INTERPOL, World-Check, and CBI: How Global Databases Affect Your Application
10 min read
Bitcoiners understand verification. You run your own node. You validate every block. You do not trust; you verify. And then you submit a six-figure citizenship application and discover that governments run the same logic on you.
Every CBI (Citizenship by Investment) program on earth screens applicants against international security and compliance databases before granting citizenship. This is not a formality. It is the single most consequential step in the process, and it happens before a human ever reviews your documents. Your name, your date of birth, your nationality, your financial history, and your associations are checked against systems that most applicants have never heard of and cannot access. INTERPOL. World-Check. Dow Jones Risk & Compliance. Local intelligence databases. Adverse media scans. If something comes back, your application does not move forward until it is resolved. If it cannot be resolved, your application gets denied.

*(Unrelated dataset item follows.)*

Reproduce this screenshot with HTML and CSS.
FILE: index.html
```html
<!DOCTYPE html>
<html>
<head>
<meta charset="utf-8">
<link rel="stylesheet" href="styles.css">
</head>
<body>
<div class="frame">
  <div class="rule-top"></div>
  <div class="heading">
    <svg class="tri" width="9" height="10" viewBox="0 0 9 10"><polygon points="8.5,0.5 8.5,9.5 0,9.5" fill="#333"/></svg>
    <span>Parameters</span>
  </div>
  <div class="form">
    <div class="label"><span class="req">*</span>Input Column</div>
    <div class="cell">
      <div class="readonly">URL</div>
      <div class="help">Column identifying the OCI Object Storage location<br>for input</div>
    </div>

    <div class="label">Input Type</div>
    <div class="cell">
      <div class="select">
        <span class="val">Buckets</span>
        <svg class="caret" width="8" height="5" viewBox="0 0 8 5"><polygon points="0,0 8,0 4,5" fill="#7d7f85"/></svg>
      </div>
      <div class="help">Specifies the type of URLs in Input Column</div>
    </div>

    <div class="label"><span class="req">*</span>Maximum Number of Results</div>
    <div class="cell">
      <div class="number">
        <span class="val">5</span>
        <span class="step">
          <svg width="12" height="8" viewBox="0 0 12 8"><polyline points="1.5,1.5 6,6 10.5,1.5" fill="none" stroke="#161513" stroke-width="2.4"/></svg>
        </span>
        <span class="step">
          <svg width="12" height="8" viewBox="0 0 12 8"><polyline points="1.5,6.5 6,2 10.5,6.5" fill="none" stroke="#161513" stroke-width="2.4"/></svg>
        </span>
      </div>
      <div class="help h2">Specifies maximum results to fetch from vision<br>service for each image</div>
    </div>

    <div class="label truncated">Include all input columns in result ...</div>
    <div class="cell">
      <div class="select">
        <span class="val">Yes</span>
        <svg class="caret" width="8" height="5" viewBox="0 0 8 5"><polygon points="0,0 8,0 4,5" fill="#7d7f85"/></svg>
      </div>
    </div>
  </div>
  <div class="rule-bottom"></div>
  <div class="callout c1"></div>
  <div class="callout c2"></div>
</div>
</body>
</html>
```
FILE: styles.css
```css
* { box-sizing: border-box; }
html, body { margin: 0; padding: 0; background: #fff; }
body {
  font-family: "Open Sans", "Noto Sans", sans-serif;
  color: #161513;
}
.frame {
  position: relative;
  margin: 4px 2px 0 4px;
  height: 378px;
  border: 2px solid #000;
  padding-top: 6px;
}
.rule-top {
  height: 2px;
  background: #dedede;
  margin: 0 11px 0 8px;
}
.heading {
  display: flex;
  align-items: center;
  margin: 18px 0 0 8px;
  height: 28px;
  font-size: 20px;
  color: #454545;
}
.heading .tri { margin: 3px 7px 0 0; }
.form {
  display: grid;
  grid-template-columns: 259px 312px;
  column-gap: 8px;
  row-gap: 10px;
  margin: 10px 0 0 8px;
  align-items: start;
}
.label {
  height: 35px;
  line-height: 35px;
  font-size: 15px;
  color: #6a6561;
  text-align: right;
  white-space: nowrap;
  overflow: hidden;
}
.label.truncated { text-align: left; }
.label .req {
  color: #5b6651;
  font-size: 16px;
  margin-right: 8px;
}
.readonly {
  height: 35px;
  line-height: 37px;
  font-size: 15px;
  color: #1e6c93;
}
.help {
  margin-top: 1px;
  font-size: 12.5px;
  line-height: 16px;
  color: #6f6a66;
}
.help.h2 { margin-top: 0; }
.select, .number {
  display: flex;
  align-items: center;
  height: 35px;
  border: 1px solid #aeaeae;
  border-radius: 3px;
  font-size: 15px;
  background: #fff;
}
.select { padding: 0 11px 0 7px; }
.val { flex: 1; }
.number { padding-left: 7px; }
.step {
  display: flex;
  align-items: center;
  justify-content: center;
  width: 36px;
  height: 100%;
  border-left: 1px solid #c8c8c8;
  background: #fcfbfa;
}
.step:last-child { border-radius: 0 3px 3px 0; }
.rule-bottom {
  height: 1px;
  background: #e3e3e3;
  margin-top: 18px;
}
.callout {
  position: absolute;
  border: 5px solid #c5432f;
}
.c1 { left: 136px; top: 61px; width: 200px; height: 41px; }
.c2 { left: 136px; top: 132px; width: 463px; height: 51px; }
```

The uncomfortable truth is that these databases are not perfect. They are powerful, widely trusted, and structurally flawed. Understanding how they work, what triggers a flag, and how to prepare for them is not optional if you are serious about a CBI application. It is the due diligence you do on the due diligence.
What These Databases Actually Are
Three systems matter most. Each operates differently, and each creates a different kind of risk for applicants.
INTERPOL's databases are the most widely recognized. The International Criminal Police Organization maintains several key systems that CBI due diligence teams access. The most relevant is the Stolen and Lost Travel Documents (SLTD) database, which flags compromised passports and travel documents. There are also INTERPOL Notices: Red Notices (wanted persons), Blue Notices (identity verification), Green (habitual offenders), Yellow (missing persons), and Orange (imminent threats), plus diffusions (less formal alerts circulated among member countries). When a CBI program's Financial Intelligence Unit (FIU) runs your name, INTERPOL is one of the first stops. A Red Notice is an obvious disqualifier. But even a diffusion, which carries less formal weight than a Notice, can trigger additional scrutiny that adds weeks or months to your timeline.
World-Check, operated by the London Stock Exchange Group (previously Refinitiv, and before that Thomson Reuters), is the database that catches applicants off guard. World-Check is not a law enforcement tool. It is a commercial risk intelligence database used by banks, governments, and compliance teams worldwide to screen individuals against PEP (Politically Exposed Person) lists, sanctions lists, and adverse media. It aggregates data from over 100,000 sources: court filings, regulatory actions, news articles, government sanctions lists, and law enforcement records. If your name has appeared in connection with a legal dispute, a regulatory investigation, a sanctions designation, or even a news article with negative framing, World-Check may have a profile on you.
Dow Jones Risk & Compliance operates a similar commercial screening database. Many CBI programs use both World-Check and Dow Jones in parallel, cross-referencing results to reduce false negatives. The logic is layered verification: check the applicant against multiple independent systems, flag any discrepancies, and investigate further.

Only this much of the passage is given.